■ **WHAT YOU NEED TO DO**
Identify, in the records below, every line where the string "this" appears, and copy each such line.

■ **DATA SHOWN**
────────
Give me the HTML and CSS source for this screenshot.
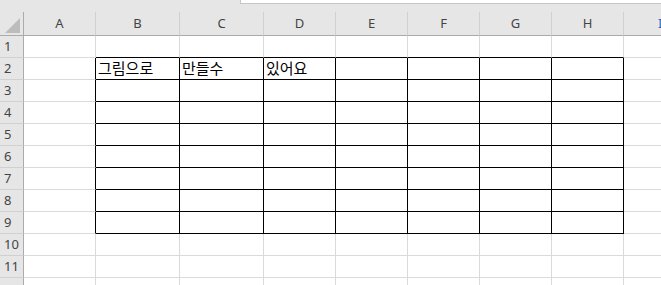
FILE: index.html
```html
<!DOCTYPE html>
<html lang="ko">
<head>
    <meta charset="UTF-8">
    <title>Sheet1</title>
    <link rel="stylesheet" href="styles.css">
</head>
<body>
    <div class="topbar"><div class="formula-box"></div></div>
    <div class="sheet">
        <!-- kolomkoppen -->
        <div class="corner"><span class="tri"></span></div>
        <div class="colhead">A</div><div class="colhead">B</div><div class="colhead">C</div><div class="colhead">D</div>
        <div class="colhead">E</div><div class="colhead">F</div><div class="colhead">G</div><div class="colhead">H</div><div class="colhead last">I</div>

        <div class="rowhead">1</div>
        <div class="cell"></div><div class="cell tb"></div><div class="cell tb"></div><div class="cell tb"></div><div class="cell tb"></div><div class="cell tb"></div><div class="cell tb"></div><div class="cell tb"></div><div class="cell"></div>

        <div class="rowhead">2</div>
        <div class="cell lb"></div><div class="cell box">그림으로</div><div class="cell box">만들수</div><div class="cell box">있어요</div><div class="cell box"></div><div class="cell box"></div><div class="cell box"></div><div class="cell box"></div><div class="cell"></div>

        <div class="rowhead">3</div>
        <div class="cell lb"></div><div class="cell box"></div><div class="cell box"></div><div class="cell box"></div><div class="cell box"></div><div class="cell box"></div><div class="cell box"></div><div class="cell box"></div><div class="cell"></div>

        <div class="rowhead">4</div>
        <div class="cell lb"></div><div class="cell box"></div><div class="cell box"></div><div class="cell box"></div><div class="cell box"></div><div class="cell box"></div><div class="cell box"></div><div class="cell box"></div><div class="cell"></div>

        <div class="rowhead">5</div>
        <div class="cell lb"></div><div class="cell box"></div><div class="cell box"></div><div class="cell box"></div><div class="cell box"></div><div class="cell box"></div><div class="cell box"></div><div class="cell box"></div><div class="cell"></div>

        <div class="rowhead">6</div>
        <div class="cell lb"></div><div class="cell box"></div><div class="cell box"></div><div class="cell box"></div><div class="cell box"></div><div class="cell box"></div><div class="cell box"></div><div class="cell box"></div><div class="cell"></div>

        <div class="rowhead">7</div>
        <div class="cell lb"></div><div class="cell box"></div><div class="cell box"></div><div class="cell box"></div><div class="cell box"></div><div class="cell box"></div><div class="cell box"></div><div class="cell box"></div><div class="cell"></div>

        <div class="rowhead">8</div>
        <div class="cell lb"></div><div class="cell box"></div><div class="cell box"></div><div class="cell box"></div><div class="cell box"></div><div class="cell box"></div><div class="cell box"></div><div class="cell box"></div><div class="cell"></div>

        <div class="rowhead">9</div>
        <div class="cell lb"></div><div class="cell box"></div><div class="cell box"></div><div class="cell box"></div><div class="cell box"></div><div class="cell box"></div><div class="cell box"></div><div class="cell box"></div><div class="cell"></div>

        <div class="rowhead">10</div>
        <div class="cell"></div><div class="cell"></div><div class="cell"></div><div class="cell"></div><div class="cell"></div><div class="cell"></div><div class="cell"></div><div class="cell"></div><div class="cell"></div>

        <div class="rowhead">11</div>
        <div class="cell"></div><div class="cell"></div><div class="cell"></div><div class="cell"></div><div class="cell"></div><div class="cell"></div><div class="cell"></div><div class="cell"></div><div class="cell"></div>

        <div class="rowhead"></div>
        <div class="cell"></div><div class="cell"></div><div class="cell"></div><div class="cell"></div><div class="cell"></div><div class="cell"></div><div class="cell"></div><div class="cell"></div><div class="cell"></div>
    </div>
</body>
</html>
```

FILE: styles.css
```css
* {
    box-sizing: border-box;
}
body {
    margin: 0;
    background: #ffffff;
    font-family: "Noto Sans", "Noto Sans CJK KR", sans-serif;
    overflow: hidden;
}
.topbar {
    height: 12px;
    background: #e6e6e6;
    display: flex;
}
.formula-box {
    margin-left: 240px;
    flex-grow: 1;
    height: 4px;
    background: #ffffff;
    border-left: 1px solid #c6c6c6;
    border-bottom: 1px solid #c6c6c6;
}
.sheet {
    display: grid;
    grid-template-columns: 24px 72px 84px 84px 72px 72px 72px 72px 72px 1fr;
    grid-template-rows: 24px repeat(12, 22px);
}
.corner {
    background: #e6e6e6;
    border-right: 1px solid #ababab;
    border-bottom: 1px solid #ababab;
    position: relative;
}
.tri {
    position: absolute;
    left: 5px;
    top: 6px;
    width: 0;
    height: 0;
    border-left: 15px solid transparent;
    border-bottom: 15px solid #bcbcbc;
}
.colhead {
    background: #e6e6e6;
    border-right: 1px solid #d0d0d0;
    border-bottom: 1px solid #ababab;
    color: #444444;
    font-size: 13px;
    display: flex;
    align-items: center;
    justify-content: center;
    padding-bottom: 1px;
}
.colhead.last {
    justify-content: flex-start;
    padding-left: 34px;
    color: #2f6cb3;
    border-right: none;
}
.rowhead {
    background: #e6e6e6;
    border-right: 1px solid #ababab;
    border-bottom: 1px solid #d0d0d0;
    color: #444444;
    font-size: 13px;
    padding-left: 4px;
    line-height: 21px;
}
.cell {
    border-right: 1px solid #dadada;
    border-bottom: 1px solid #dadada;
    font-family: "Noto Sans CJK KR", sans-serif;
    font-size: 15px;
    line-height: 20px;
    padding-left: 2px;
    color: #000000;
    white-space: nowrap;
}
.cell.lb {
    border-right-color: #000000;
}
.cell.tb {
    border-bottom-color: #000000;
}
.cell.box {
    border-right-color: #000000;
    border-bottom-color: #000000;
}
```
────────
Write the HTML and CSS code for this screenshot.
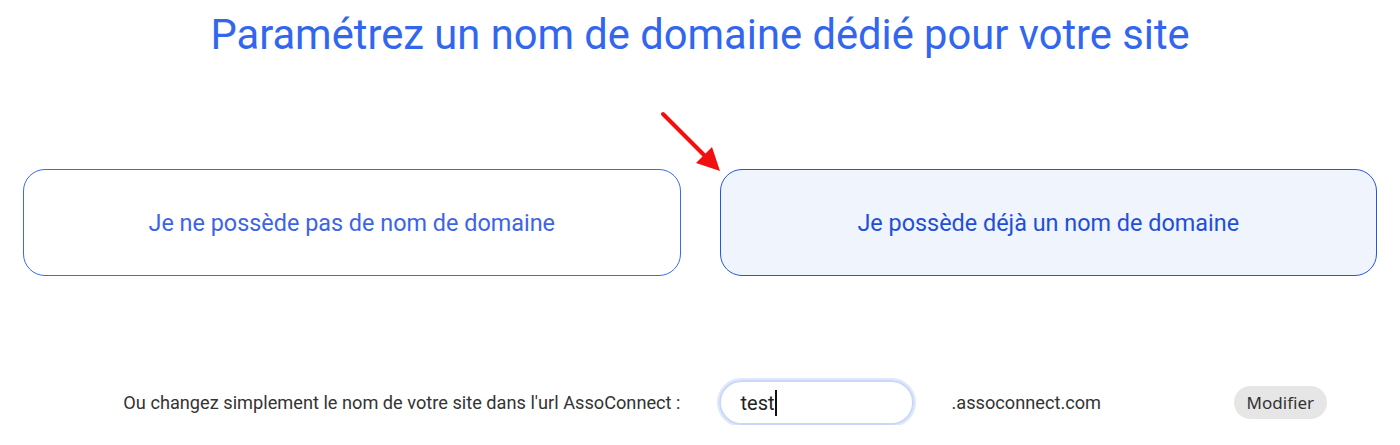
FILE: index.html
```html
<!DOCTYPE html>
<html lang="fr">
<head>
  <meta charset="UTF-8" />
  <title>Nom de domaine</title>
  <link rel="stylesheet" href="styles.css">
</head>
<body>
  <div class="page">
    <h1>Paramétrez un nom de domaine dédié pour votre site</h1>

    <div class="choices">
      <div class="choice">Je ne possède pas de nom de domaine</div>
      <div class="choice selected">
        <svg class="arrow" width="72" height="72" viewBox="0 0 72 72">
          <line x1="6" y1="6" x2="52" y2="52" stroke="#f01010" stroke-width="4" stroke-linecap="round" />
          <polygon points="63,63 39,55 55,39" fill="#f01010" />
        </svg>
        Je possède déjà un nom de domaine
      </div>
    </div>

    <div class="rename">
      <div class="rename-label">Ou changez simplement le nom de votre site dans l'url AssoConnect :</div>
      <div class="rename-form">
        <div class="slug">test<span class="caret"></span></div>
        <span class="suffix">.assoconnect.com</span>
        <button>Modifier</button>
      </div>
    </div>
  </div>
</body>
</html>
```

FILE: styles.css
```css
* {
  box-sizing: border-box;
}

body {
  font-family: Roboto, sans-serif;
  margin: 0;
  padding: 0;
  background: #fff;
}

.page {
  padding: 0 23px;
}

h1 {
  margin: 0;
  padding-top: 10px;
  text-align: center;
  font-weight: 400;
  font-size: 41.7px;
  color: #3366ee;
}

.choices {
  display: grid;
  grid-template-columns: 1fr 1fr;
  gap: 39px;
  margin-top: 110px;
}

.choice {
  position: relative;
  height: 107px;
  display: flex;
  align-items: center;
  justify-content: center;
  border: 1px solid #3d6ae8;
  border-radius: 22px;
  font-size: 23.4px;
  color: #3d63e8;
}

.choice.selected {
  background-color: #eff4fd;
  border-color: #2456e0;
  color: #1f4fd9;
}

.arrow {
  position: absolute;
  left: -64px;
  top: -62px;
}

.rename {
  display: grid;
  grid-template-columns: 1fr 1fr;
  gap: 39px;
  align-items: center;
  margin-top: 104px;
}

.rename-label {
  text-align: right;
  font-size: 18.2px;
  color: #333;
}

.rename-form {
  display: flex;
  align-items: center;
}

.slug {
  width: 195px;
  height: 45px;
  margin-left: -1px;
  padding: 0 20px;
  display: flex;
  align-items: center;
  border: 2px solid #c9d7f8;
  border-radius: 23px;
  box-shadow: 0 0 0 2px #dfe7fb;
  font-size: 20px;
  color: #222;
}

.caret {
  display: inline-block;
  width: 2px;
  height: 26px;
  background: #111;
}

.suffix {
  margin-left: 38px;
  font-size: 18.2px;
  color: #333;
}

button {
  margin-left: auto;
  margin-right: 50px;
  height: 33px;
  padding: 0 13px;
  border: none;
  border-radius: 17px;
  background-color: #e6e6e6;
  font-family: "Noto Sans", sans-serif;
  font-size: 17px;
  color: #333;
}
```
────────
■ **TASK RESULT**
Give me the HTML and CSS source for this screenshot.
Write the HTML and CSS code for this screenshot.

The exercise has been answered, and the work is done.